_What to produce_:
Search the material below for the string "this" and list each line that holds it.
* Begin Extracted entries *
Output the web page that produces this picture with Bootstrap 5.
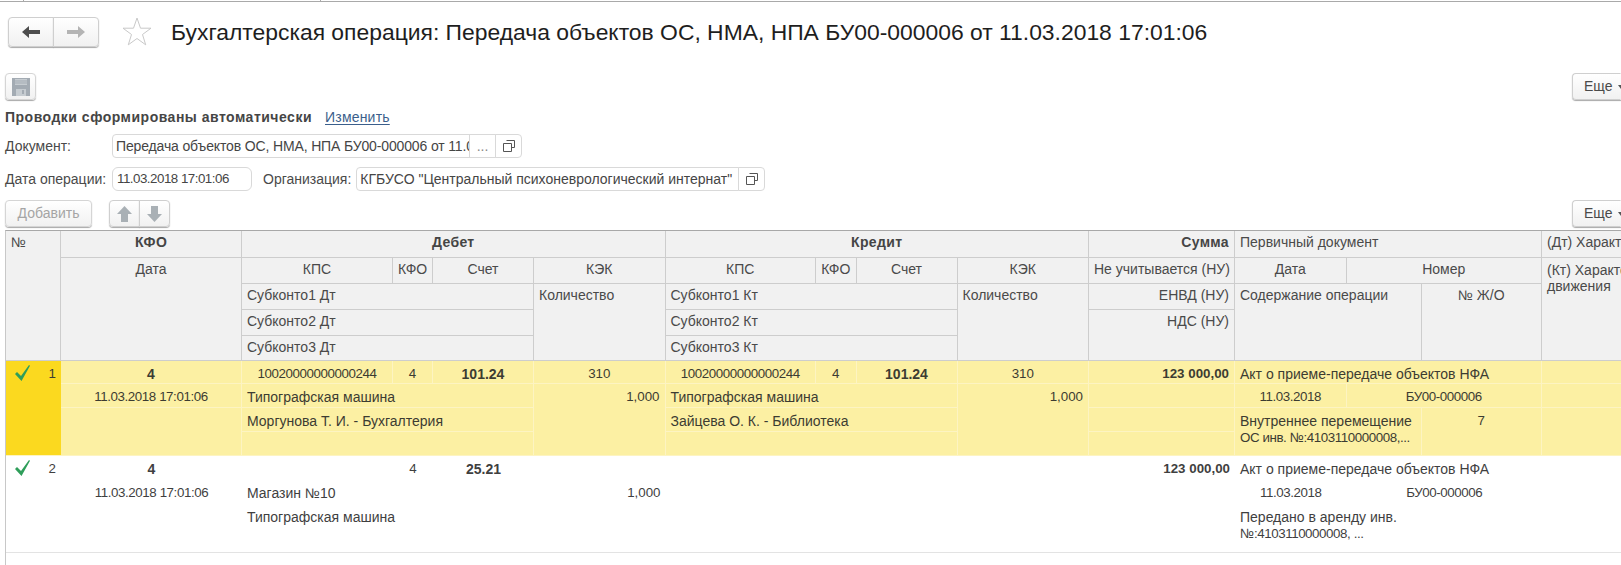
* End Extracted entries *
* Begin Extracted entries *
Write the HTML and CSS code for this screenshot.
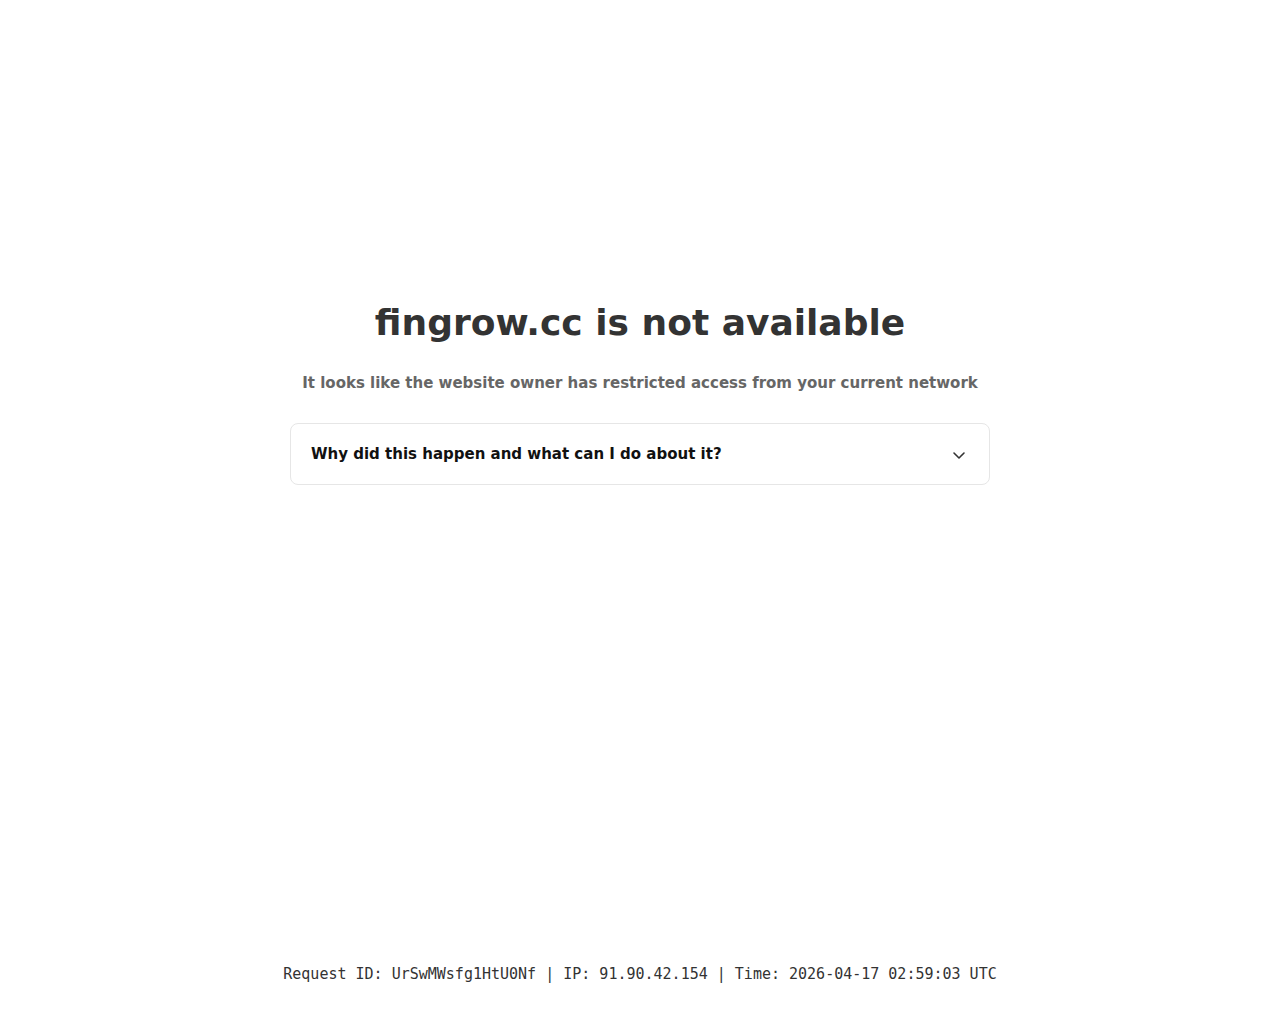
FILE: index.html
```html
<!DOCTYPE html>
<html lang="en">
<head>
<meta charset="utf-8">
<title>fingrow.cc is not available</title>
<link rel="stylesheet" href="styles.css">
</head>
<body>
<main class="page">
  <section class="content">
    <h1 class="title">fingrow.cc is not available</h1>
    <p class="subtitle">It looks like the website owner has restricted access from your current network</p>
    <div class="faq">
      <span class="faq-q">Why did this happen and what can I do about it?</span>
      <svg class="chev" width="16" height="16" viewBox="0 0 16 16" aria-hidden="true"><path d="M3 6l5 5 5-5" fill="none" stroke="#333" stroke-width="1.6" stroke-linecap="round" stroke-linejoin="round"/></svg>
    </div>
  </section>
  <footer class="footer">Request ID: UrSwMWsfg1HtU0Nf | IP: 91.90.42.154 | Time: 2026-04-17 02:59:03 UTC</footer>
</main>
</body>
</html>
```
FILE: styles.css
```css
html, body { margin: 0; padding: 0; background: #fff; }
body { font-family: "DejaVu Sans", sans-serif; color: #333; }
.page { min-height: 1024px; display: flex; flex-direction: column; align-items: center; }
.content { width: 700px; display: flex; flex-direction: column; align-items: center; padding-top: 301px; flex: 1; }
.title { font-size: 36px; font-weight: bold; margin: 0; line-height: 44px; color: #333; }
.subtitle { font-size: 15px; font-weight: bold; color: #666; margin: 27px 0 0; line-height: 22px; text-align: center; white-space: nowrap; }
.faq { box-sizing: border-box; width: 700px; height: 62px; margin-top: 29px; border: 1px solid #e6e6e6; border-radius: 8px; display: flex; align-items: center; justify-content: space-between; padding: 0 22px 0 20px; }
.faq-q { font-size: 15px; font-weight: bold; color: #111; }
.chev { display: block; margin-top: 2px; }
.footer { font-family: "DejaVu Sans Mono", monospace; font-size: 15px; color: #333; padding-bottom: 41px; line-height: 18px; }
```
* End Extracted entries *
_Finished task_:
Output the web page that produces this picture with Bootstrap 5.
Write the HTML and CSS code for this screenshot.
      <span class="faq-q">Why did this happen and what can I do about it?</span>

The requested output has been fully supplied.